Edsel Apostol · Post by **Edsel Apostol** » Wed Nov 18, 2009 4:57 am

I am currently using 10 opponents for my engine. For every new version or settings that I'm testing I use these 10 opponents. I don't play my engine against itself unless the search and eval is so different.

My question is if the result from this testing is accurate enough or do I need to run a round robin match of the opponents also to get a much accurate rating? Does the opponent's results against other engines affect the rating of an engine? Does the number of games played by the opponent makes the rating of an engine more stable?

For example:

Format is (Engine, Elo, Number of Games)

Rating List A: (Gauntlet)
Opponent1 2900 1000
Opponent2 2875 1000
Opponent3 2850 1000
Opponent4 2825 1000
Opponent5 2800 1000
EngineA 2775 5000

Rating List B: (Round Robin)
Opponent1 2900 5000
Opponent2 2875 5000
Opponent3 2850 5000
Opponent4 2825 5000
Opponent5 2800 5000
EngineA 2775 5000

Which rating list is more accurate?

Hart · Post by **Hart** » Wed Nov 18, 2009 5:03 am

I would think a one time RR for opponents 1-5 should be enough to establish their ratings and give you better results. This just came up in another thread and while I am not sure what the expert opinion is it makes sense that you know what their relative ratings beforehand to more accurately gauge improvements in your program. In other words, the more players are connected, the better your results.

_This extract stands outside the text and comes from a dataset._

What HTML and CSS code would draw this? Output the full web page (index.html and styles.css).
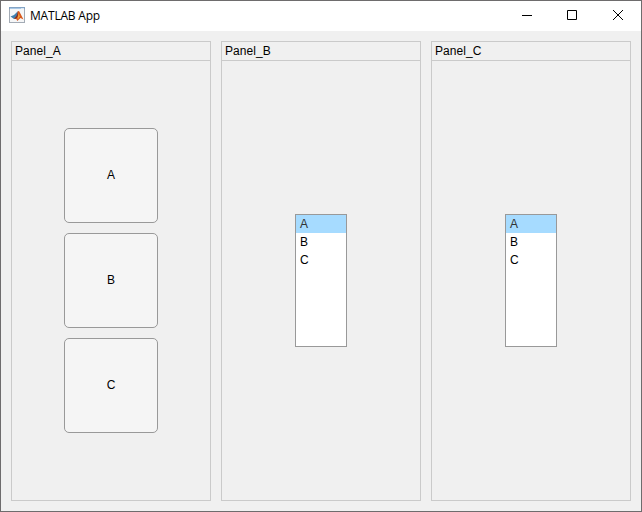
FILE: index.html
```html
<!DOCTYPE html>
<html lang="en">
<head>
<meta charset="utf-8">
<title>MATLAB App</title>
<link rel="stylesheet" href="styles.css">
</head>
<body>
<div class="window">
  <header class="titlebar">
    <svg class="logo" width="16" height="16" viewBox="0 0 16 16">
      <rect x=".5" y=".5" width="15" height="15" fill="#f5f6f7" stroke="#a3abb5"/>
      <rect x="0" y="0" width="16" height="2" fill="#83a3c4"/>
      <rect x="1" y="1" width="14" height="1" fill="#a9c8e6"/>
      <rect x="12" y="1" width="3" height="1" fill="#dbe7f4"/>
      <path d="M1.5 9.6 5 8 8.8 4.2 8 9.5 5 12z" fill="#3f7fae"/>
      <path d="M5 12 8 8.5 9 4 10.2 4.2 14.5 12.5 11.5 11 8.3 14 7 11.5z" fill="#d8581c"/>
      <path d="M5 12 7.5 9 9 4 8.8 9.5 7 11.8z" fill="#7b2b25"/>
      <path d="M9.8 6 10.8 9.5 9 12.5 8.5 11z" fill="#f3a13a"/>
    </svg>
    <h1 class="title">MATLAB App</h1>
    <div class="controls">
      <svg width="10" height="10" viewBox="0 0 10 10"><path d="M1 5.5h10"/></svg>
      <svg width="10" height="10" viewBox="0 0 10 10"><path d="M.5 .5h9v9h-9z"/></svg>
      <svg width="10" height="10" viewBox="0 0 10 10"><path d="M0 0 10 10M10 0 0 10"/></svg>
    </div>
  </header>
  <main class="panels">
    <section class="panel">
      <h2 class="panel-title">Panel_A</h2>
      <div class="panel-body buttons">
        <button class="button">A</button>
        <button class="button">B</button>
        <button class="button">C</button>
      </div>
    </section>
    <section class="panel">
      <h2 class="panel-title">Panel_B</h2>
      <div class="panel-body">
        <ul class="list"><li class="selected">A</li><li>B</li><li>C</li></ul>
      </div>
    </section>
    <section class="panel">
      <h2 class="panel-title">Panel_C</h2>
      <div class="panel-body">
        <ul class="list"><li class="selected">A</li><li>B</li><li>C</li></ul>
      </div>
    </section>
  </main>
</div>
</body>
</html>
```
FILE: styles.css
```css
* { box-sizing: border-box; }
body { margin: 0; }
.window {
  display: flex;
  flex-direction: column;
  width: 642px;
  height: 512px;
  border: 1px solid #6e6c6d;
  background: #f0f0f0;
  color: #000;
  font: 12px/18px "Liberation Sans", Arial, sans-serif;
}
.titlebar {
  display: flex;
  align-items: center;
  height: 30px;
  padding: 0 18px 0 8px;
  background: #fff;
}
.logo { margin-top: -2px; }
.title {
  margin: 0 0 0 5px;
  font: 12px/16px "Open Sans", "Noto Sans", sans-serif;
  letter-spacing: -0.2px;
}
.controls {
  display: flex;
  gap: 36px;
  margin: -2px 0 0 auto;
}
.controls svg {
  fill: none;
  stroke: #000;
  overflow: visible;
}
.panels {
  display: flex;
  flex: 1;
  gap: 10px;
  padding: 10px;
}
.panel {
  display: flex;
  flex-direction: column;
  width: 200px;
  border: 1px solid #cacaca;
}
.panel-title {
  height: 19px;
  margin: 0;
  padding-left: 3px;
  border-bottom: 1px solid #cacaca;
  font: inherit;
  letter-spacing: 0.08px;
}
.panel-body {
  display: flex;
  flex: 1;
  flex-direction: column;
  align-items: center;
  justify-content: center;
}
.buttons { gap: 10px; }
.button {
  width: 94px;
  height: 95px;
  padding: 0 0 2px;
  border: 1px solid #999;
  border-radius: 5px;
  background: #f5f5f5;
  color: #000;
  font: inherit;
}
.list {
  width: 52px;
  height: 133px;
  margin: 0;
  padding: 0;
  border: 1px solid #999;
  background: #fff;
  list-style: none;
}
.list li {
  height: 18px;
  padding-left: 4px;
}
.list .selected {
  background: #a6dbff;
  color: #333;
}
```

michiguel · Post by **michiguel** » Wed Nov 18, 2009 9:25 am

Hart wrote:I would think a one time RR for opponents 1-5 should be enough to establish their ratings and give you better results. This just came up in another thread and while I am not sure what the expert opinion is it makes sense that you know what their relative ratings beforehand to more accurately gauge improvements in your program. In other words, the more players are connected, the better your results.

You are right if you are interested to know the rating for the engine, but IMO, not if you want to know how much an engine made progress compared to the previous version.
Unless the calculation of the rating program is wrongly affected by this, the influence of games between third parties should be minimal or close to zero. After all, what it is important in this case is the difference between Engine_A and the performance of Engine_A* (modified) against the same gauntlet (i.e. not the error of each ELO, but the error of the difference between the engines).

Miguel

Edsel Apostol · Post by **Edsel Apostol** » Wed Nov 18, 2009 9:59 am

michiguel wrote:
Hart wrote:I would think a one time RR for opponents 1-5 should be enough to establish their ratings and give you better results. This just came up in another thread and while I am not sure what the expert opinion is it makes sense that you know what their relative ratings beforehand to more accurately gauge improvements in your program. In other words, the more players are connected, the better your results.
You are right if you are interested to know the rating for the engine, but IMO, not if you want to know how much an engine made progress compared to the previous version.
Unless the calculation of the rating program is wrongly affected by this, the influence of games between third parties should be minimal or close to zero. After all, what it is important in this case is the difference between Engine_A and the performance of Engine_A* (modified) against the same gauntlet (i.e. not the error of each ELO, but the error of the difference between the engines).

Miguel

How about if the rating difference of Engine_A and Engine_A* is different in both lists, which rating list to trust, the gaunlet or the gaunlet with the round robin match of opponents?

If for example Engine_A and Engine_A* have the same winning percentage on the gauntlet, they would have the same elo rating even though they perform differently against the opponents. When you consider the result of the round robin of the opponents, is it possible that the rating of Engine_A and Engine_A* wouldn't be the same?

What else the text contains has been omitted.